The intervention by more than 1,000 experts in the field of artificial intelligence came in an open letter, which was also signed by Professor Stephen Hawking, the cosmologist, Elon Musk, Tesla’s chief executive, and Steve Wozniak, the co-founder of Apple.

Although “robot soldiers” are still confined to the drawing board, the rapid advances in computational power and artificial intelligence have raised the prospect that the military could field one within two decades.

The petition, which will be presented on Tuesday at the International Joint Conference on Artificial Intelligence in Buenos Aires, warns that the development of weapon systems that can independently identify and attack targets without any human intervention would create the “third revolution in warfare” after the invention of gunpowder and nuclear weapons.

It paints a stark scenario of future conflicts akin to something from the film franchise Terminator.

“Autonomous weapons are ideal for tasks such as assassinations, destabilising nations, subduing populations and selectively killing a particular ethnic group”, the letter states.

“We therefore believe that a military AI arms race would not be beneficial for humanity. There are many ways in which AI can make battlefields safer for humans, especially civilians, without creating new tools for killing people.”

The United Nation is so concerned about the development of what it calls Lethal Autonomous Weapons that it convened its first ever meeting to discuss the risk posed by the new technology last year.

Stuart Russell, a specialist in artificial intelligence at the University of California, Berkeley and one of the signatories of the letter, has previously warned that a robotic weapons system could leave the human race “utterly defenceless”.

The letter is the second this year co-ordinated by the Future of Life Institute (FLI) hitting out at introducing artificial intelligence to the battlefield. But the latest petition is much harder hitting in calling for a ban on these weapon systems.

The FLI was founded in 2014 by volunteers including Jaan Tallinn, a co-founder of Skype. Both Mr Musk and Prof Hawking are members of FLI’s scientific advisory board.

The idea of autonomous, robotic killers appeals to many in the military because they could offer a crucial advantage against an adversary, their deployment does not put any of a country’s own troops in danger, and in the longer term they should be cheaper than advanced weapons systems that have to support and protect a crew, such as combat aircraft.

The Pentagon is one of the biggest backers of robotic research and in 2013 one of its think-tanks, the Office of Naval Research, awarded a $7.5m grant to researchers at Tufts, Brown, Rensselaer Polytechnic Institute, Georgetown and Yale to look into how autonomous robots could be taught the difference between right and wrong.
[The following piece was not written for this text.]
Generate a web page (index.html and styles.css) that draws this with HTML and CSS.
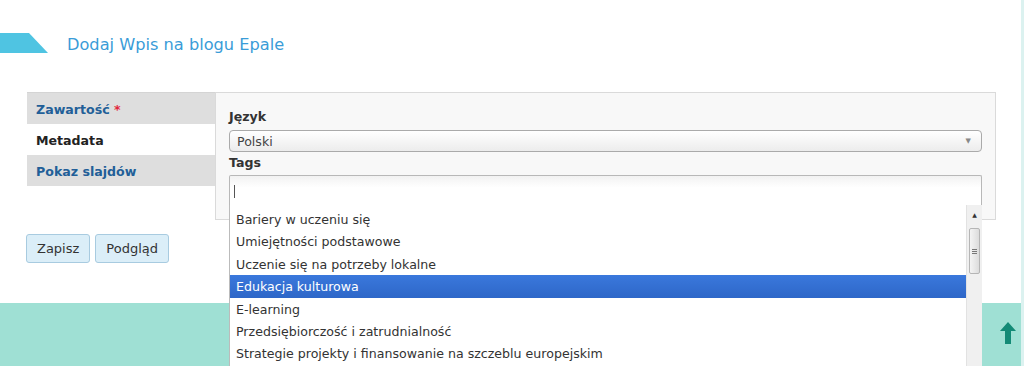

The fear among western military planners is that if they fail to pursue the technology, they could cede the lead in a new arms race to potential adversaries, such as China.

The UK, which has far stricter rules of engagement than the US, recently opposed an outright ban on the development of these systems.

In air warfare, a number of autonomous systems are already in various stages of development.

The US navy landed an autonomous drone, built by Northrop Grumman, on an aircraft carrier in 2013. This programme is meant to develop into a carrier-capable autonomous unmanned strike aircraft but has been held up ostensibly because the Pentagon is reviewing what roles it should perform.

Similarly, the UK’s BAE Systems has developed a so-called unmanned combat air vehicle demonstrator, dubbed Taranis, which is designed to fly and select targets autonomously.